Why is it that we adults have decided, perhaps arbitrarily, that dandelions are a curse, that we are socially bound to ferret out each dandelion infesting our yards? Why can’t we instead view the dandelion as a child does? Perhaps if we did that, our perspective on other things would change too. Think about these four praiseworthy attributes of dandelions.
1. Dandelions are beautiful. What parent hasn’t received a bouquet of wilted dandelions, lovingly picked and lovingly given by a child with a pollen-smudged face? From the time they were big enough to pick flowers, our children have been instructed that the only ones they may pick without asking are dandelions. I’ve been the recipient of many dandelion offerings, and as result have had many occasions to examine the flowers. They really are very pretty – a brilliant fragrant yellow, symmetrically formed, ranging in size from small and delicate to large and robust. A green lawn studded with dandelion sunbursts is a beautiful reminder of the return of spring.
2. Dandelions are fun. The brilliant yellow beauty lasts only a few days before it is replaced by a white ball of seeds just waiting to be dispersed to the far corners of the neighbors’ immaculate lawns. When I was young, we played a game with dandelion puff balls. We tried to blow off all the seeds in one breath; whatever seeds remained we counted to predict the number of children we would have. I’ve always felt fortunate that those predictions were meaningless because otherwise our house would have been overrun with children. Some seed balls were stubbornly resistant to my most powerful breaths.
3. Dandelions are nutritious. Young dandelion greens can be cooked in much the same way as spinach, Swiss chard, endive and other greens. They can also be used alone or with other greens in salads. The important thing is to pick the leaves when they first come up in the spring – before the blossoms appear. Then, when the flowers come, they too can be picked, dipped in a light batter, and fried in hot oil. [Recipes]
4. Dandelions teach us about nonconformity and environmental issues. Our attitude toward dandelions may say something about how willing we are to resist conformity to what middle-class American society has decided is proper. Think of all the time and energy that could be saved if we gave up the funny notion that dandelions are pollutants. The weed-killers used to destroy them and the fertilizers used to produce perfect lawns are expensive and not always a positive addition to the earth, its atmosphere and our bodies.”
Fast forward to 2013: To be honest, I haven’t ever actually picked and cooked dandelion greens myself, but my husband says he used to enjoy how his mother cooked them. Also, we now live in suburbia where we have a large lawn (compared to the tiny postage-stamp-sized yard we had in the city) and are conscious of the so-called weeds in our lawn compared to our neighbors. We feel some obligation to the neighborhood not to let our lawn totally disintegrate into a complete mass of weeds, which around here include dandelions! Further, as I read what I wrote more than 30 years ago, I sense a bit of youthful idealism and self-righteousness in myself. Yikes!

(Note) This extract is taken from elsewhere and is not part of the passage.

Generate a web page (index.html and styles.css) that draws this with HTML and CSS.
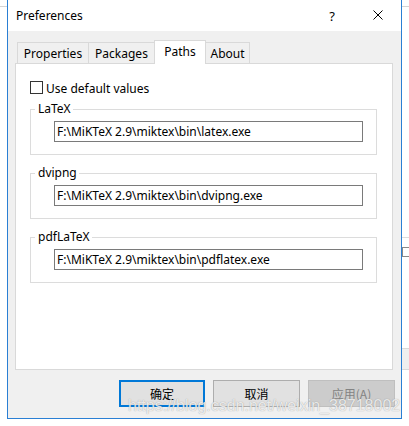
FILE: index.html
```html
<!DOCTYPE html>
<html lang="en">
<head>
<meta charset="utf-8">
<title>Preferences</title>
<link rel="stylesheet" href="styles.css">
</head>
<body>
<div class="window">
  <div class="titlebar">
    <span class="title">Preferences</span>
    <span class="caption-btn help">?</span>
    <span class="caption-btn close">
      <svg width="10" height="10" viewBox="0 0 10 10"><path d="M0.5 0.5 L9.5 9.5 M9.5 0.5 L0.5 9.5" stroke="#000" stroke-width="1" fill="none"/></svg>
    </span>
  </div>
  <div class="body">
    <div class="tabs">
      <div class="tab tab-properties">Properties</div>
      <div class="tab tab-packages">Packages</div>
      <div class="tab tab-paths active">Paths</div>
      <div class="tab tab-about">About</div>
    </div>
    <div class="panel">
      <label class="check"><span class="box"></span><span>Use default values</span></label>
      <fieldset class="group">
        <legend>LaTeX</legend>
        <div class="input">F:\MiKTeX 2.9\miktex\bin\latex.exe</div>
      </fieldset>
      <fieldset class="group">
        <legend>dvipng</legend>
        <div class="input">F:\MiKTeX 2.9\miktex\bin\dvipng.exe</div>
      </fieldset>
      <fieldset class="group">
        <legend>pdfLaTeX</legend>
        <div class="input">F:\MiKTeX 2.9\miktex\bin\pdflatex.exe</div>
      </fieldset>
    </div>
    <div class="buttons">
      <button class="btn default">确定</button>
      <button class="btn">取消</button>
      <button class="btn disabled">应用(A)</button>
    </div>
  </div>
</div>
<div class="watermark">https://blog.csdn.net/weixin_38718002</div>
</body>
</html>
```

FILE: styles.css
```css
html, body {
  margin: 0;
  padding: 0;
}
body {
  width: 409px;
  height: 426px;
  overflow: hidden;
  position: relative;
  font-family: "Noto Sans", "Noto Sans CJK SC", sans-serif;
  font-size: 12px;
  color: #000;
  background:
    linear-gradient(#d4d4d4, #d4d4d4) 0 6px / 100% 1px no-repeat,
    linear-gradient(#dcdcdc, #dcdcdc) 402px 237px / 7px 1px no-repeat,
    linear-gradient(#888, #888) 402px 247px / 7px 1px no-repeat,
    linear-gradient(#888, #888) 402px 256px / 7px 1px no-repeat,
    linear-gradient(#888, #888) 402px 247px / 1px 10px no-repeat,
    linear-gradient(#d9d9d9, #d9d9d9) 402px 348px / 7px 1px no-repeat,
    linear-gradient(#d9d9d9, #d9d9d9) 402px 369px / 7px 1px no-repeat,
    linear-gradient(#efefef, #efefef) 402px 349px / 7px 20px no-repeat,
    #fff;
}
.window {
  margin-left: 7px;
  width: 393px;
  height: 418px;
  border: 1px solid #2a7fd4;
  border-top: none;
  display: flex;
  flex-direction: column;
  background: #f0f0f0;
}
.titlebar {
  height: 31px;
  flex: none;
  background: #fff;
  display: flex;
  align-items: center;
  padding-left: 8px;
}
.title {
  flex: 1;
  line-height: 16px;
}
.caption-btn {
  width: 46px;
  height: 31px;
  display: flex;
  align-items: center;
  justify-content: center;
}
.help {
  font-size: 13px;
}
.close svg {
  display: block;
  margin-top: -1px;
}
.body {
  flex: 1;
  display: flex;
  flex-direction: column;
  padding: 9px 8px 11px 7px;
}
.tabs {
  height: 23px;
  display: flex;
  align-items: flex-end;
  padding-left: 2px;
}
.tab {
  height: 21px;
  box-sizing: border-box;
  border: 1px solid #d9d9d9;
  border-bottom: none;
  background: #f0f0f0;
  margin-left: -1px;
  display: flex;
  align-items: center;
  justify-content: center;
  padding-top: 1px;
}
.tab-properties { width: 72px; margin-left: 0; }
.tab-packages { width: 67px; }
.tab-paths { width: 52px; }
.tab-about { width: 45px; }
.tab.active {
  height: 24px;
  margin-bottom: -1px;
  background: #fff;
  position: relative;
  z-index: 1;
  padding-top: 0;
  padding-bottom: 3px;
}
.panel {
  flex: 1;
  background: #fff;
  border: 1px solid #d9d9d9;
  display: flex;
  flex-direction: column;
  padding: 0 15px 0 14px;
}
.check {
  margin-top: 17px;
  display: flex;
  align-items: center;
  height: 13px;
  gap: 3px;
}
.box {
  width: 13px;
  height: 13px;
  box-sizing: border-box;
  border: 1px solid #333;
  background: #fff;
}
.check span:last-child {
  line-height: 13px;
  margin-top: 1px;
}
.group {
  margin: 8px 0 0 0;
  padding: 0 0 12px 0;
  border: 1px solid #dcdcdc;
  min-width: 0;
}
.group + .group {
  margin-top: 11px;
}
.group legend {
  margin-left: 4px;
  padding: 0 2px 0 3px;
  line-height: 14px;
  height: 14px;
}
.input {
  margin: 5px 13px 0 23px;
  height: 21px;
  box-sizing: border-box;
  border: 1px solid #7a7a7a;
  padding-left: 2px;
  line-height: 19px;
  white-space: nowrap;
  overflow: hidden;
}
.buttons {
  margin-top: 10px;
  height: 27px;
  display: flex;
  justify-content: flex-end;
  gap: 8px;
  margin-right: -2px;
}
.btn {
  width: 87px;
  height: 27px;
  box-sizing: border-box;
  border: 1px solid #adadad;
  background: #e1e1e1;
  font-family: "Noto Sans CJK SC", sans-serif;
  font-size: 12px;
  color: #000;
  padding: 0;
  margin: 0;
}
.btn.default {
  border: 2px solid #0078d7;
  width: 86px;
}
.btn.disabled {
  background: #cccccc;
  border-color: #bfbfbf;
  color: #838383;
}
.watermark {
  position: absolute;
  left: 128px;
  top: 397px;
  font-family: "Liberation Sans", Arial, sans-serif;
  font-size: 16px;
  line-height: 18px;
  color: rgba(255, 255, 255, 0.8);
  text-shadow: 0 0 1px rgba(110, 110, 110, 0.7);
  white-space: nowrap;
  pointer-events: none;
}
```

On the other hand, last week when I heard the garden expert echoing something I was saying all those years ago, it was a good reminder that there are more important things in life than ridding one’s lawn of dandelions. And it reminded me of another lesson I learned just a few years ago that also involved dandelions. During a particularly difficult time in my life, I saw the short film, “Celebrating What’s Right With the World,” by Dewitt Jones, a photographer for National Geographic. Jones tells how one time he came upon a field of dandelions and thought he would come back later to film the blaze of yellow flowers. By the time he returned to the field, however, the dandelions had morphed into white puff balls, and his instinctive response was to mourn the loss of the photographs he wanted to take. But then he looked more closely, and recognized the beauty of the puff balls. The end result is a stunning photograph of a dandelion puff ball.
Jones uses the incident to encourage people to “celebrate what’s right with the world” (the beauty of the puff ball) rather than focus on what’s wrong (the loss of the flowers). He says, “Celebrating what’s right with the world enables us to recognize the options and opportunities before us, while helping us unleash our energy and creativity…. Celebrating what’s right also allows us to harness the energy we need to fix what’s wrong with the world—or at least our corners of it. [It] does not mean pretending there aren’t things that are wrong. Without a doubt, many situations desperately need improvement. However, we are more prepared to tackle these tasks when we can also keep in mind the many things that are right with the world. When we recognize the good, we’re implicitly acknowledging that solutions exist for many of the challenges before us.”
I needed that lesson at that point in my life, and I’ve needed it many times since. Celebrating what’s right rather than focusing on what’s wrong – being strengths-based rather than deficit-based – is a constant challenge, especially when it seems like there are so many things wrong in the world. Since I often have to deliberately make myself think positively about a variety of situations, it was good to be reminded of the lessons of the dandelion!